Powered by strong consumer spending, the U.S. economy grew at the fastest pace in two years from July through September, the government said Thursday in a slight upgrade of its first estimate.
America’s gross domestic product — the nation’s output of goods and services — rose at a 4.4% annual pace in the third quarter, the Commerce Department reported Thursday, up from 3.8% in the April-June quarter and from the 4.3% growth the department initially estimated.

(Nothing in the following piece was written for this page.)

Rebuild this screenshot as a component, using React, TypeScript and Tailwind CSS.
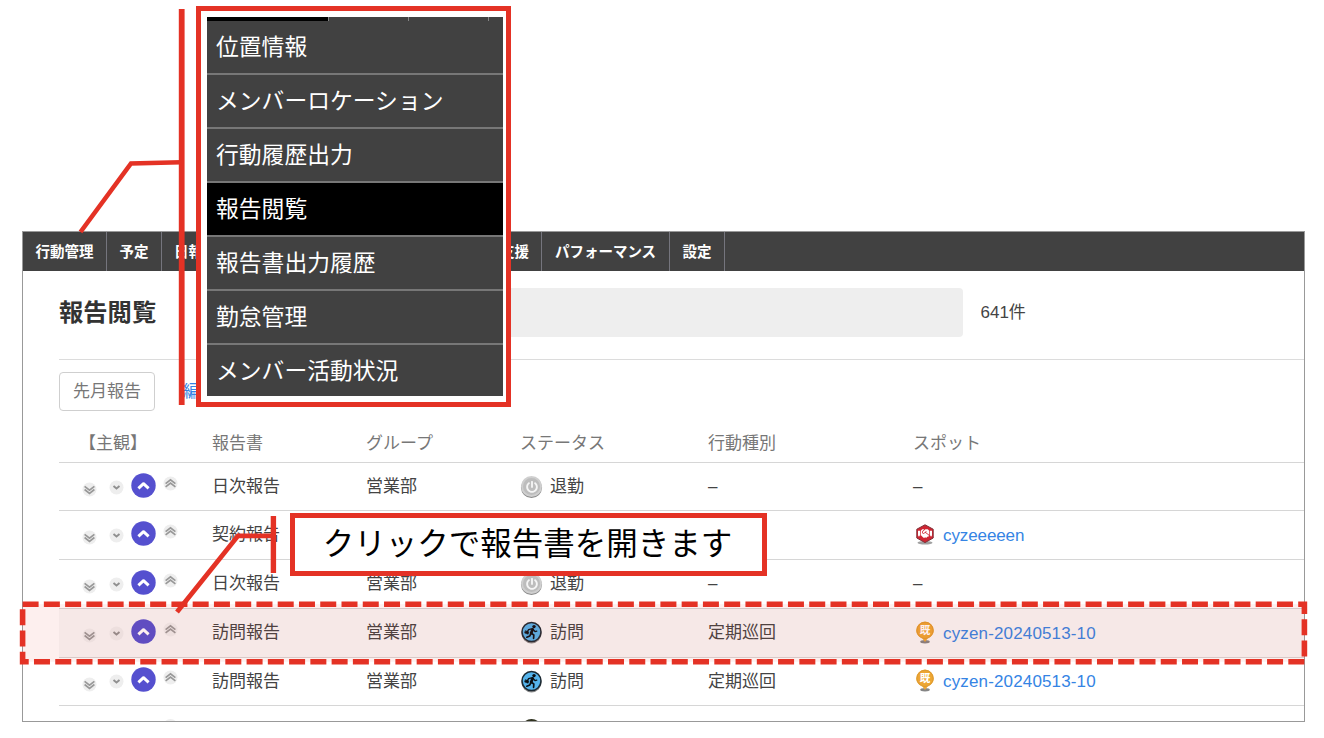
import React from 'react';
import { FaHandshake, FaPowerOff } from 'react-icons/fa';

type Status = 'leave' | 'visit';
type SpotKind = 'deal' | 'existing';

interface Report {
  name: string;
  group?: string;
  status?: Status;
  action?: string;
  spot?: { kind: SpotKind; label: string };
  selected?: boolean;
}

const REPORTS: Report[] = [
  { name: '日次報告', group: '営業部', status: 'leave', action: '–' },
  { name: '契約報告', spot: { kind: 'deal', label: 'cyzeeeeen' } },
  { name: '日次報告', group: '営業部', status: 'leave', action: '–' },
  { name: '訪問報告', group: '営業部', status: 'visit', action: '定期巡回', spot: { kind: 'existing', label: 'cyzen-20240513-10' }, selected: true },
  { name: '訪問報告', group: '営業部', status: 'visit', action: '定期巡回', spot: { kind: 'existing', label: 'cyzen-20240513-10' } },
];

const NAV_ITEMS = [
  { label: '行動管理', width: 'w-[84px]' },
  { label: '予定', width: 'w-[55px]' },
  { label: '日報', width: 'w-[54px]' },
  { label: '', width: 'w-[211px]' },
  { label: '支援', width: 'w-[115px] justify-end pr-[12px]' },
  { label: 'パフォーマンス', width: 'w-[128px]' },
  { label: '設定', width: 'w-[55px]' },
];

const MENU_ITEMS = ['位置情報', 'メンバーロケーション', '行動履歴出力', '報告閲覧', '報告書出力履歴', '勤怠管理', 'メンバー活動状況'];

const COLUMNS = 'grid grid-cols-[153px_154px_154px_188px_205px_1fr]';

/** 主観評価の4段階ボタン */
function RatingButtons() {
  return (
    <div className="flex items-start pl-[23px]">
      <svg className="mt-[9.5px] h-[15px] w-[15px]" viewBox="0 0 15 15" fill="none" stroke="#989898" strokeWidth="1.7">
        <circle cx="7.5" cy="7.5" r="7" fill="#eeeeee" stroke="none" />
        <path d="M2.6 4.3 7.5 8.1 12.4 4.3M2.6 7.5 7.5 11.3 12.4 7.5" />
      </svg>
      <svg className="mt-[7px] ml-[12px] h-[15px] w-[15px]" viewBox="0 0 15 15" fill="none" stroke="#909090" strokeWidth="1.9">
        <circle cx="7.5" cy="7.5" r="7" fill="#eeeeee" stroke="none" />
        <path d="M4.5 6.1 7.5 8.6 10.5 6.1" />
      </svg>
      <svg className="ml-[7px] h-[25px] w-[25px]" viewBox="0 0 25 25" fill="none" stroke="#ffffff" strokeWidth="3">
        <circle cx="12.5" cy="12.5" r="12.2" fill="#5550cf" stroke="none" />
        <path d="M7.4 15.3 12.5 10.7 17.6 15.3" strokeLinejoin="round" />
      </svg>
      <svg className="mt-[3px] ml-[7px] h-[15px] w-[15px]" viewBox="0 0 15 15" fill="none" stroke="#989898" strokeWidth="1.7">
        <circle cx="7.5" cy="7.5" r="7" fill="#eeeeee" stroke="none" />
        <path d="M2.6 7.6 7.5 3.8 12.4 7.6M2.6 10.8 7.5 7 12.4 10.8" />
      </svg>
    </div>
  );
}

/** ステータスのアイコンと名称 */
function StatusCell({ status }: { status: Status }) {
  if (status === 'leave') {
    return (
      <div className="flex items-center">
        <span className="ml-px flex h-[21px] w-[21px] items-center justify-center rounded-full border-2 border-[#cfcfcf] bg-[#bdbdbd] shadow-[0_1px_0_#888888]">
          <FaPowerOff className="h-[12px] w-[12px] text-[#f5f5f5]" />
        </span>
        <span className="ml-[8px]">退勤</span>
      </div>
    );
  }
  return (
    <div className="flex items-center">
      <svg className="ml-px" width="21" height="23" viewBox="0 0 21 23" fill="none" stroke="#0a0f14" strokeLinecap="round" strokeLinejoin="round">
        <circle cx="10.5" cy="12.4" r="10" fill="#8a8a8a" stroke="none" />
        <circle cx="10.5" cy="11" r="9.5" fill="#55b4ec" stroke="#1d2a33" strokeWidth="1.6" />
        <circle cx="13" cy="5.6" r="1.7" fill="#0a0f14" stroke="none" />
        <path d="M11.6 8.4 10.2 12" strokeWidth="2.8" />
        <path d="M10.6 7.8 7.6 8.6 6.4 10.6M12.4 8.6 14 10.6 15.8 10.2" strokeWidth="1.3" />
        <path d="M10.4 12.3 12.8 14 12.6 17.3M9.8 12.6 8.8 15 5.8 16.2" strokeWidth="1.7" />
        <path d="M4.6 9.8 7.8 10.9 7.1 13.2 3.9 12.1Z" fill="#0a0f14" strokeWidth=".6" />
      </svg>
      <span className="ml-[8px]">訪問</span>
    </div>
  );
}

function SpotIcon({ kind }: { kind: SpotKind }) {
  if (kind === 'deal') {
    return (
      <span className="relative flex h-[22px] w-[24px] items-center justify-center">
        <svg className="absolute inset-0" width="24" height="22" viewBox="0 0 24 22">
          <ellipse cx="12" cy="18.8" rx="7.5" ry="1.8" fill="#777777" opacity=".7" />
          <path d="M12 .8 20.2 5.2V14L12 18.6 3.8 14V5.2Z" fill="#cf2532" stroke="#7d3038" strokeWidth="1" />
        </svg>
        <FaHandshake className="relative -top-px h-[13px] w-[14px] text-white" />
      </span>
    );
  }
  return (
    <svg className="relative -top-px" width="24" height="24" viewBox="0 0 24 24">
      <ellipse cx="12" cy="21.8" rx="4.8" ry="1.7" fill="#666666" opacity=".8" />
      <path d="M12 22 9 18C5.4 16.8 3.2 13.8 3.2 10.4A8.8 8.8 0 0 1 20.8 10.4C20.8 13.8 18.6 16.8 15 18Z" fill="#eda633" />
      <circle cx="12" cy="10.4" r="8.1" fill="none" stroke="#dd9a30" strokeWidth="1" />
      <text x="12" y="14.2" textAnchor="middle" fontSize="10.5" fontWeight="700" fill="#ffffff">既</text>
    </svg>
  );
}

function ReportRow({ report, first }: { report: Report; first: boolean }) {
  return (
    <div className={`${COLUMNS} shrink-0 items-center border-b border-[#d6d6d6] text-[#444444] ${first ? 'h-[48px]' : 'h-[48.85px]'} ${report.selected ? 'bg-[#f8f8f8]' : ''}`}>
      <div className="-mt-[3px]"><RatingButtons /></div>
      <div>{report.name}</div>
      <div>{report.group}</div>
      <div>{report.status && <StatusCell status={report.status} />}</div>
      <div>{report.action}</div>
      {report.spot ? (
        <div className="flex items-center">
          <SpotIcon kind={report.spot.kind} />
          <span className={`ml-[6px] pt-px text-[#3584e4] ${report.spot.kind === 'existing' ? 'tracking-[0.15px]' : 'tracking-[-0.1px]'}`}>{report.spot.label}</span>
        </div>
      ) : (
        <div>–</div>
      )}
    </div>
  );
}

/** 行動管理のドロップダウンメニュー */
function ActionMenu() {
  return (
    <div className="absolute top-[6px] left-[196px] h-[401px] w-[315px] border-[5px] border-[#e43225] bg-white pt-[6px] pr-[3px] pl-[6px]">
      <div className="flex h-[4px] bg-[#414141]">
        <div className="w-[121px] bg-black" />
        <div className="w-[80px] border-l border-[#858585]" />
        <div className="w-[80px] border-l border-[#858585]" />
        <div className="flex-1 border-l border-[#858585]" />
      </div>
      {MENU_ITEMS.map((item, index) => (
        <div
          key={item}
          className={`flex items-center pl-[9px] text-[22.8px] text-white ${index === 3 ? 'bg-black' : 'bg-[#414141]'} ${index === MENU_ITEMS.length - 1 ? 'h-[51px] pt-[2px]' : 'h-[54px] border-b-2 border-[#777777]'}`}
        >
          {item}
        </div>
      ))}
    </div>
  );
}

export default function App() {
  return (
    <div className="relative h-[738px] w-[1324px] overflow-hidden bg-white pt-[231px] pl-[22px] font-['Liberation_Sans','Noto_Sans_CJK_JP',sans-serif] text-[17px] leading-none whitespace-nowrap">
      <div className="flex h-[491px] w-[1283px] flex-col overflow-hidden border border-[#999999]">
        <nav className="flex h-[39px] shrink-0 bg-[#414141] text-[14.5px] font-bold text-white">
          {NAV_ITEMS.map((item, index) => (
            <div key={index} className={`flex shrink-0 items-center justify-center border-r border-[#75757d] pt-px ${item.width}`}>
              {item.label}
            </div>
          ))}
        </nav>

        <main className="flex flex-1 flex-col pl-[36px]">
          <header className="flex h-[89px] shrink-0 items-center border-b border-[#dcdcdc] pb-[6px]">
            <h1 className="w-[241px] pt-[2px] text-[24.3px] font-bold text-[#333333]">報告閲覧</h1>
            <div className="h-[49px] w-[663px] rounded-[4px] bg-[#eeeeee]" />
            <span className="ml-[17.5px] text-[#444444]">641件</span>
          </header>

          <div className="flex h-[65px] shrink-0 items-start pt-[12px]">
            <button className="h-[39px] w-[96px] rounded-[4px] border border-[#cfcfcf] text-[17px] text-[#777777]">先月報告</button>
            <a className="mt-[11px] ml-[28px] w-[17px] overflow-hidden text-[#3584e4]">編</a>
          </div>

          <div className={`${COLUMNS} h-[38px] shrink-0 items-center border-b border-[#d6d6d6] text-[#777777]`}>
            <div className="pl-[20px]">【主観】</div>
            <div>報告書</div>
            <div>グループ</div>
            <div>ステータス</div>
            <div>行動種別</div>
            <div>スポット</div>
          </div>
          {REPORTS.map((report, index) => (
            <ReportRow key={index} report={report} first={index === 0} />
          ))}
          {/* 次の行は枠の下端で切れる */}
          <div className={`${COLUMNS} h-[48px] shrink-0 items-start pt-[13px]`}>
            <div className="pl-[104px]"><div className="h-[15px] w-[15px] rounded-full bg-[#eeeeee]" /></div>
            <div />
            <div />
            <div className="ml-px h-[21px] w-[21px] rounded-full border-2 border-[#30321f] bg-[#b5b64a]" />
          </div>
        </main>
      </div>

      {/* 選択行の強調と引き出し線 */}
      <svg className="absolute inset-0" width="1324" height="738" viewBox="0 0 1324 738" fill="none" stroke="#e43225">
        <rect x="22.6" y="604.2" width="1281.8" height="57.5" fill="#e43225" fillOpacity=".08" strokeWidth="5.6" strokeDasharray="16 5.26" />
        <path d="M181.7 9V405" strokeWidth="5.8" />
        <path d="M181 162.3 131 163.4 80.5 232" strokeWidth="4.6" />
        <path d="M273.4 516V573" strokeWidth="5.4" />
        <path d="M273 535.8H238L177 612" strokeWidth="4.8" />
      </svg>

      <ActionMenu />

      <div className="absolute top-[513px] left-[290px] flex h-[63px] w-[477px] items-center justify-center border-[5px] border-[#e43225] bg-white pt-px pr-[2px] text-[31.5px] text-black">
        クリックで報告書を開きます
      </div>
    </div>
  );
}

The economy hasn’t grown faster since third-quarter 2023.
Consumer spending, which accounts for 70% of U.S. GDP, grew at a healthy 3.5% pace.

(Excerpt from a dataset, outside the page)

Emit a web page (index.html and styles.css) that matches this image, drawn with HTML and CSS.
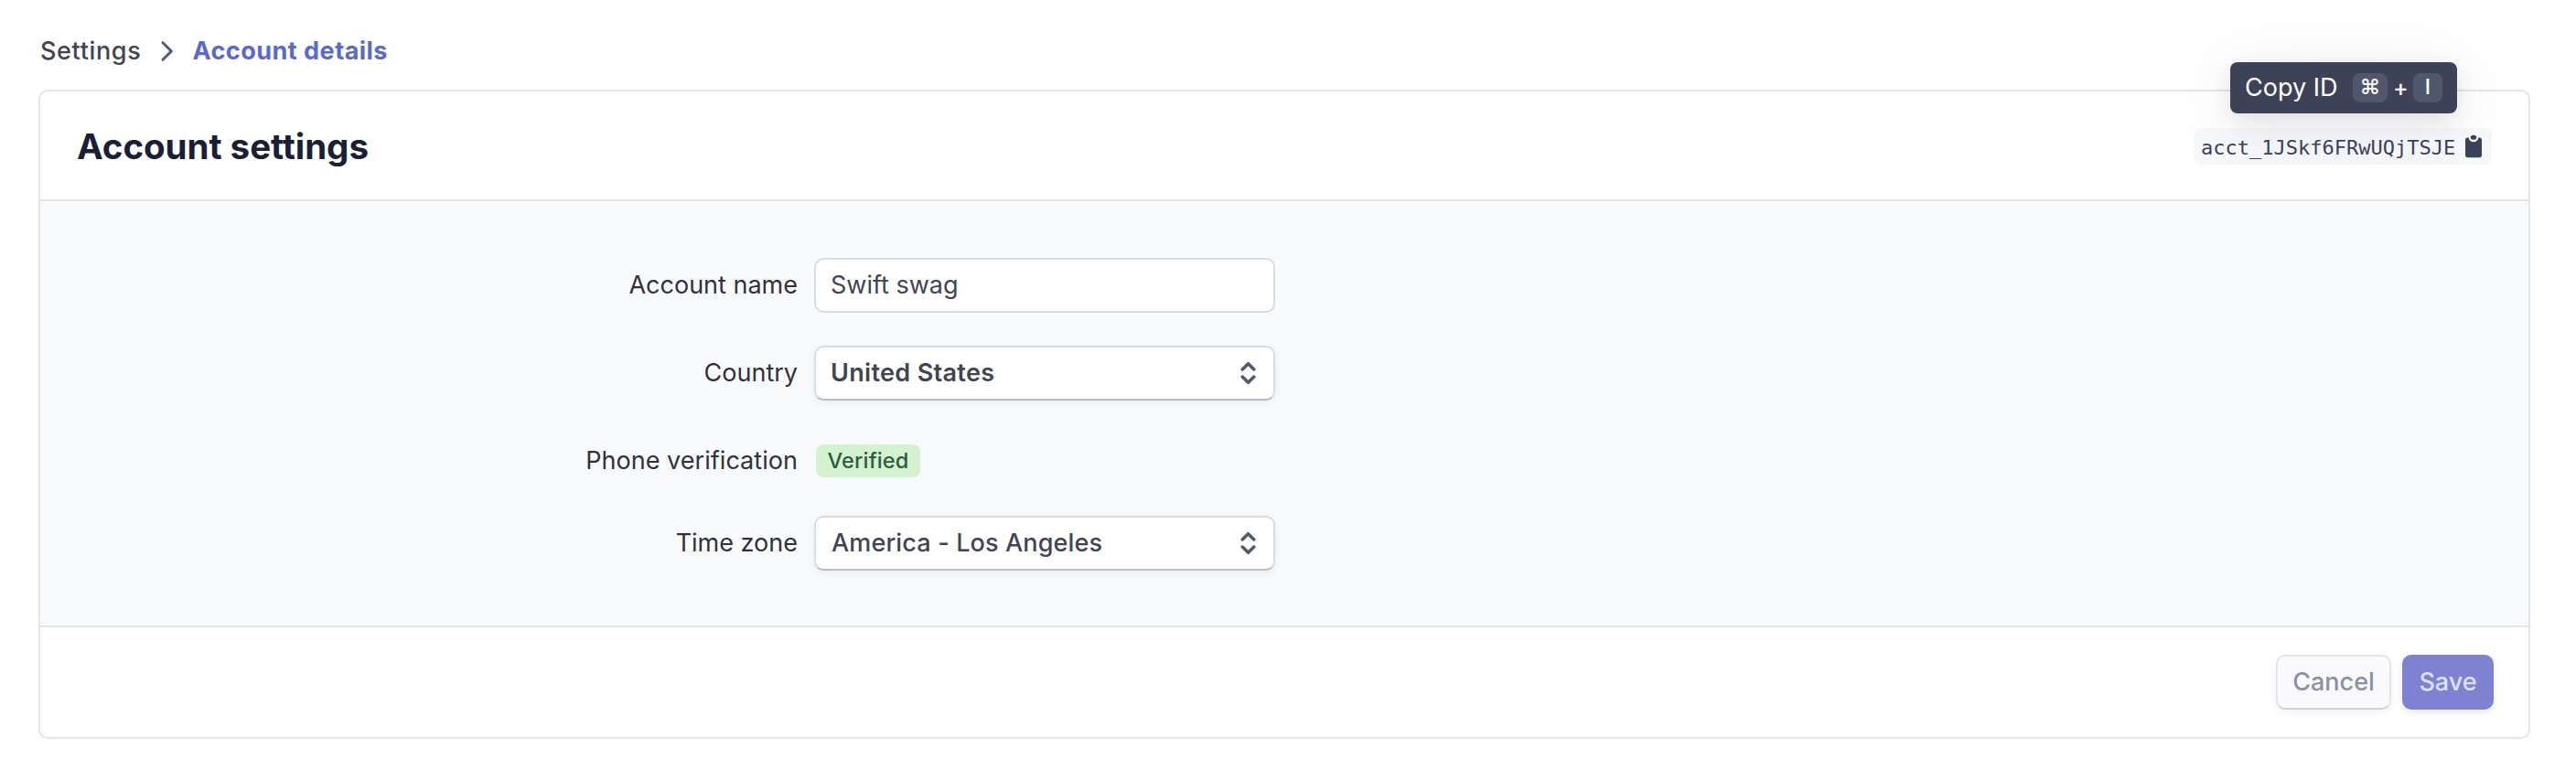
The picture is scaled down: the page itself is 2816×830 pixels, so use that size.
FILE: index.html
```html
<!DOCTYPE html>
<html lang="en">
<head>
<meta charset="utf-8">
<title>Account settings</title>
<link rel="stylesheet" href="styles.css">
</head>
<body>
<nav class="breadcrumb">
  <a class="crumb">Settings</a>
  <svg class="crumb-sep" width="14" height="22" viewBox="0 0 14 22"><path d="M2 1.700 11.300 11 2 20.300"/></svg>
  <a class="crumb crumb-current">Account details</a>
</nav>
<main class="card">
  <header class="card-header">
    <h1 class="title">Account settings</h1>
    <div class="account-id">
      <code class="id-text">acct_1JSkf6FRwUQjTSJE</code>
      <svg class="clipboard" width="18" height="26" viewBox="0 0 18 26">
        <path d="M2.600 3.500H3.600C3.900 6.700 6.200 8.300 9 8.300S14.100 6.700 14.400 3.500H15.400A2.600 2.600 0 0 1 18 6.100v16.500a2.600 2.600 0 0 1-2.600 2.600H2.600A2.600 2.600 0 0 1 0 22.600V6.100A2.600 2.600 0 0 1 2.600 3.500Z"/>
        <ellipse cx="9" cy="3.200" rx="3.200" ry="2.500"/>
      </svg>
      <div class="tooltip">
        <span class="tooltip-label">Copy ID</span>
        <kbd class="key key-cmd">⌘</kbd>
        <span class="plus">+</span>
        <kbd class="key key-i">I</kbd>
      </div>
    </div>
  </header>
  <form class="card-body">
    <div class="row">
      <label class="label">Account name</label>
      <div class="field">Swift swag</div>
    </div>
    <div class="row">
      <label class="label">Country</label>
      <div class="field select"><span class="country">United States</span>
        <svg class="arrows" width="17" height="26" viewBox="0 0 17 26"><path d="M2.200 9 8.500 2.700 14.800 9M2.200 17 8.500 23.300 14.800 17"/></svg></div>
    </div>
    <div class="row row-status">
      <label class="label label-phone">Phone verification</label>
      <span class="badge">Verified</span>
    </div>
    <div class="row">
      <label class="label">Time zone</label>
      <div class="field select"><span class="timezone">America - Los Angeles</span>
        <svg class="arrows" width="17" height="26" viewBox="0 0 17 26"><path d="M2.200 9 8.500 2.700 14.800 9M2.200 17 8.500 23.300 14.800 17"/></svg></div>
    </div>
  </form>
  <footer class="card-footer">
    <button class="btn btn-cancel" type="button">Cancel</button>
    <button class="btn btn-save" type="button">Save</button>
  </footer>
</main>
</body>
</html>
```
FILE: styles.css
```css
* { box-sizing: border-box; }
body { margin: 0; padding: 0 50px 0 42px; background: #fff; color: #414552; font: 400 27px/36px Inter, sans-serif; }

.breadcrumb { display: flex; align-items: center; height: 98px; padding: 14px 0 0 2px; }
.crumb { font-weight: 500; letter-spacing: .65px; }
.crumb-sep { margin: 0 20px 0 22px; fill: none; stroke: #545969; stroke-width: 3; stroke-linecap: round; stroke-linejoin: round; }
.crumb-current { color: #5b6ac8; font-weight: 700; letter-spacing: .48px; }

.card { height: 710px; border: 2px solid #e3e5e9; border-radius: 10px; display: flex; flex-direction: column; }
.card-header { height: 120px; border-bottom: 2px solid #e3e5e9; display: flex; align-items: center; justify-content: space-between; padding: 2px 40px 0 40px; }
.title { margin: 0; font-size: 38.5px; line-height: 48px; font-weight: 700; letter-spacing: -.04px; color: #1a1f36; }

.account-id { position: relative; height: 40px; width: 326px; border-radius: 8px; background: #f7f8fc; display: flex; align-items: center; padding: 0 11px 0 8px; justify-content: space-between; color: #3c4257; }
.id-text { font: 22px/36px "DejaVu Sans Mono", monospace; padding-top: 4px; }
.clipboard { fill: #3c4257; }

.tooltip { position: absolute; left: 40px; top: -72px; width: 248px; height: 56px; padding: 0 16px; border-radius: 8px; background: #3e4256; color: #fff; display: flex; align-items: center; box-shadow: 0 8px 24px rgba(0,0,0,.09), 0 10px 70px rgba(60,66,87,.1); }
.key { height: 32px; border-radius: 8px; background: #50566b; font: 500 23px/31px Inter, sans-serif; text-align: center; }
.key-cmd { width: 38px; margin-left: 16.6px; }
.plus { width: 16px; margin: 0 6px; font: 500 25px/32px Inter, sans-serif; text-align: center; }
.key-i { width: 32px; }

.card-body { margin: 0; height: 466px; padding: 62px 0 0 40px; background: #f9fafc; border-bottom: 2px solid #e3e5e9; display: flex; flex-direction: column; gap: 36px; }
.row { display: flex; align-items: center; height: 60px; }
.row-status { height: 54px; padding-top: 6px; }
.label { width: 788px; text-align: right; color: #30313d; }
.label-phone { letter-spacing: .04px; }
.field { width: 504px; height: 60px; margin-left: 18px; padding: 0 19px 0 16px; border: 2px solid #d8dbe1; border-radius: 10px; background: #fff; display: flex; align-items: center; justify-content: space-between; }
.select { font-weight: 500; border-bottom-color: #b9bbc2; box-shadow: 0 3px 8px rgba(60,66,87,.08); }
.country { font-weight: 600; letter-spacing: .33px; }
.timezone { padding-left: 1px; letter-spacing: .15px; }
.arrows { fill: none; stroke: #545969; stroke-width: 3.500; stroke-linecap: round; stroke-linejoin: round; }
.badge { width: 114px; height: 36px; margin-left: 20px; border-radius: 8px; background: #d4f2cd; color: #285e42; font: 500 23.5px/35px Inter, sans-serif; letter-spacing: .15px; text-align: center; }

.card-footer { flex: 1; display: flex; justify-content: flex-end; align-items: center; gap: 12px; padding-right: 38px; }
.btn { height: 60px; border-radius: 10px; padding: 0; font: 500 27px/36px Inter, sans-serif; }
.btn-cancel { width: 126px; border: 2px solid #e3e4e8; border-bottom-color: #d0d2d8; background: #faf9fe; color: #8a91a0; box-shadow: 0 3px 8px rgba(60,66,87,.08); }
.btn-save { width: 100px; border: 0; background: #7f81d3; color: #dfe0fb; box-shadow: 0 3px 8px rgba(60,66,87,.12); }
```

Spending on services such as healthcare rose 3.6% versus a 3% uptick on goods spending, including an increase of just 1.6% on so-called durable goods such as cars that are meant to last at least three years.
Business investment (excluding homebuilding) rose at a 3.2% clip, partly reflecting bets on artificial intelligence.
Despite the strong growth numbers, many Americans are dissatisfied with the state of the economy and especially the high cost of living.
Employers have added a lackluster 28,000 jobs a month since March. In the 2021-2023 hiring boom that followed COVID-19 lockdowns, by contrast, they were creating 400,000 jobs a month. Still, the unemployment rate remains low at 4.4%, suggesting a no-hire, no-fire labor market with companies hesitant to bring on new employees but reluctant to let go of the ones they have.
“The United States is experiencing a jobless boom where strong growth is powered by AI investments and consumption by wealthier families, but there is almost no hiring,” said Heather Long, chief economist at Navy Federal Credit Union. “It’s an uneasy situation for many middle-class families.”